No chance of widening my horizons…
SOME time ago I got hold a Soligor Pro 0.75X converter – a front-of-lens job. This is not something anyone should consider using on a DSLR. The Soligor was a bit different because it cost nearly as much as the ACW-100 wide angle converter for the Konica Minolta A1/A2/A200, which does an excellent job, and fitted a 62mm filter thread. That’s about the largest rear thread on any converter I have seen. The front is a massive 105mm, and threaded for filters as well.
The Pro 0.75X does a very good job of turning a 24mm or 28mm lens into an 18mm or 21mm, on full frame as well as digital, and can just get away with it without vignetting. That depends on the lens design. It almost works well on the 18-70mm Sony kit lens, producing a 13.5mm wide angle at the 18mm setting with just a hint of corner cutoff. About the same as fitting a regular filter to the Carl Zeiss 16-80mm.
So just for the hell of it, knowing in advance it was not going to work, I wanted to see what it would do on the CZ lens. A 12mm when set to 16mm might still be useful for a squarer than full frame crop – why not?
You can see front the waist of the converter that if a thick filter will cut off the corners with our CZ lens, this converter will certain do the same. My interest lay mainly in seeing whether it produced a sharp result which could be cropped to a 10 x 8 or maybe slightly squarer shape. Since no large room in my house is remotely tidy enough to photograph – anywhere with space gets overrun with studio gear or boxes – a very tight situation was found to shoot, a kitchen where the camera had to be in the doorway to get any kind of complete view.
This is a view using the Konica Minolta 11-18mm f/4.5-5.6 zoom at full aperture and 11mm. No compensation has been applied for vignetting, and as you can see, this lens has pretty good geometry and illumination. It is also sharp at maximum aperture, and focuses accurately. Would the converted 16mm get anywhere close?
I had to move the camera position slightly to avoid the higher ceiling light clipping into the top instead of being included, so it’s not strictly comparable, but you can see that what matters is the strong corner cut-off. In fact, the image was sharp enough centrally to compare with the 11-18mm when both combinations were set to medium apertures, but lost this rapidly towards the edges. Stopping right down to f/22 was needed to make the converter combo crisp. The view was as much less than the 11mm result as you would expect; 11mm is wider than 12mm and it showed. The surprising thing is the rather good geometry of the combination. I never expected a straight line near the edge to look so straight.

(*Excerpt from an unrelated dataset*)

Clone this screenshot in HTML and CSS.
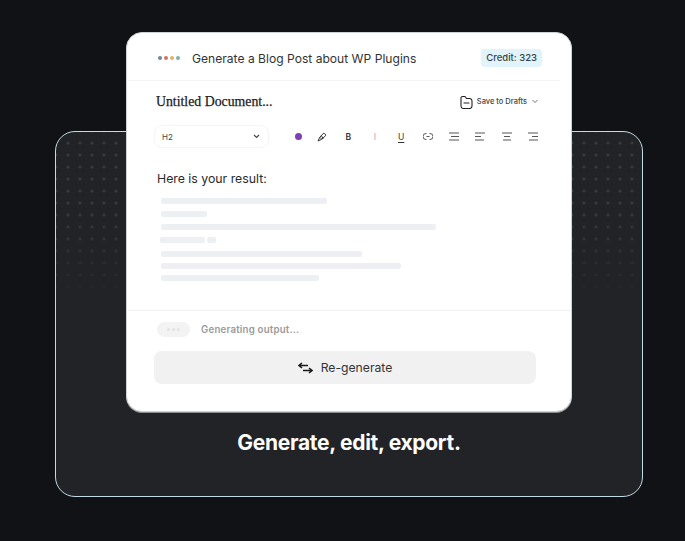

Also, compare the projection of the image (the way in which objects are drawn to remain rectilinear as they near the edges of the frame). The 16mm plus converter avoids the exaggerated stretching of the rightmost wall cabinet, seen in the 11mm shot. Something useful is happening here but there’s no way of benefiting from it.
It could certainly be used cropped to a 10 x 8 shape or a square, but with such well defined corner cut off, it’s no use as it stands.
How about the 16mm focal length on its own?
In many ways this very low camera position – essential to stop the ceiling light from clipping into the viewfinder, though visible here due to viewfinder inaccuracy – provides a better perspective on the room and the wall cabinets are more evenly sized. But at f/3.5 and 16mm, the CZ zoom has vignetted pretty strongly, emphasised too much by some window light shadow falling in the bottom right hand corner. Room interiors are always difficult. Consider that if the picture was cropped at the top, to remove the intrusive bit of ceiling light, the large sharp shadow of the light remains cast on the back wall. It looks natural when you can see the light fitting causing it – it looks wrong when it’s there for no reason.
I may use the Soligor converter after doing this test, but for another purpose. Look what a good star of rays it forms from the light included in the shot – an effect totally missing in the KM 11-18mm shot. This must also be partly due to the CZ lens aperture diaphragm, and probably only happens at apertures like f/22. It may also work with the lens zoomed out a bit to give full coverage. The converter is not so heavy as to risk damage to the zoom barrel, but I would never zoom out without firmly supporting the extra weight at all times. Maybe the CZ will produce these stars in its own. That’s something to check out another day.
In the meantime the Soligor can go back to its proper job, as a wider alternative to the Minolta’s ACW-100 for use on my Dimage A2, where it converts the so-called 28mm end of the zoom to 21mm. Again, this is not all the story either. Did you know that when Minolta worked out the ’28mm’ equivalent for the A1/A2/A200/7 series, they based it on cropping the frame to 35mm shape? The original image is not 35mm shape, it’s squarer. The ’28mm’ is actually more like a 24mm if you print the full image on 8.5 x 11 inch paper, and the wide adaptor makes it more like an 18mm view.